UPPER EAST SIDE — Andy Warhol, Pablo Picasso, Richard Avedon and Richard Serra grace the walls of the Gagosian Gallery, but its latest star is better known for his singing than his painting.
On show at the high-end gallery's Upper East Side location are paintings by legendary singer Bob Dylan.
Dylan, a man of many talents, has been making visual art since the 1960s but had not publicly exhibited his work until 2007 with a show in Germany, followed by one in Copenhagen.
His show at the Gagosian — "Bob Dylan: The Asia Series," which runs through Oct. 22 — is his first in New York, the city he moved to in the 1960s where he made a name for himself on the Greenwich Village folk-singing circuit.
Art lovers and Dylan fans are taking in his street scenes, people and landscapes from his travels in Japan, China, Vietnam and Korea — including one man who walked in Friday with "Positively Fourth Street" playing on his smart phone.
He was almost evicted by a security guard.
A woman in a beige leopard print coat and glasses and a purple leopard print scarf, who was looking intently at the paintings, left a note for Dylan with the Gagosian staff.
It wasn't merely a fan note. It turns out the woman — Bernice Sokol Kramer, now a professional artist — had taken an art class with Dylan in 1974 on the 11th floor of Carnegie Hall with Norman Raeben, the son of famous Yiddish author Sholom Aleichem.
"Nobody cared who he was," Kramer told DNAinfo of the famous troubadour, who used his real name Bob Zimmerman in class. "We were painting fanatics. Nobody cared about anything else."
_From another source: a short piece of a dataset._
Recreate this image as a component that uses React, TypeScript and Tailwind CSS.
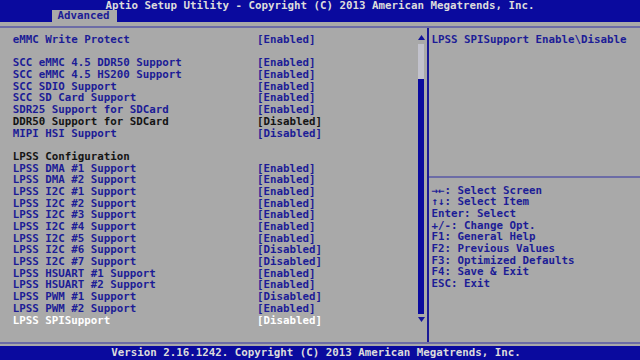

They were all taken with Raeben, who had studied with George Luks and Robert Henri, of the Aschan School, and who taught not just technique but philosophy of sorts. He had 10 commandments that included such rules as, "I'd rather be stupid than phony," Kramer recalled.
Dylan wanted to fly their teacher and the whole class to California when he had to go there — Kramer assumed it was for an album — but Raeben, who was elderly at the time, declined.
"He loved Norman a lot," she said of the singer, whom she remembered as having a big heart.
"My teacher was a Svengali type. He was like a guru," said Kramer, who began her nine-year study with Raeben in 1967. "Norman would hold reading classes. He thought you should have another frame of reference."
They read Colette and Proust. One of Dylan's paintings reminded Kramer of a short story they read by Tolstoy about a workhorse. In one painting, she thought she saw Raeben's face.
As Kramer looked at Dylan's paintings, she was amazed and impressed by his technique and saw the impact of their former teacher everywhere. "He taught you light and texture," she said.
"He taught you from the shadows up."
In her letter to Dylan, Kramer wrote, "You have retained your heart and feelings without being burdened by all the 'isms that are spewing forth these days. … So happy to see this very ambitious work."
Kramer hasn't seen Dylan in 36 years, and she wasn't sure she'd hear from him, but she left her email on the letter, just in case.
Bob Dylan: The Asia Series is on view at the Gagosian Gallery, 980 Madison Ave., fourth floor, through Oct. 22.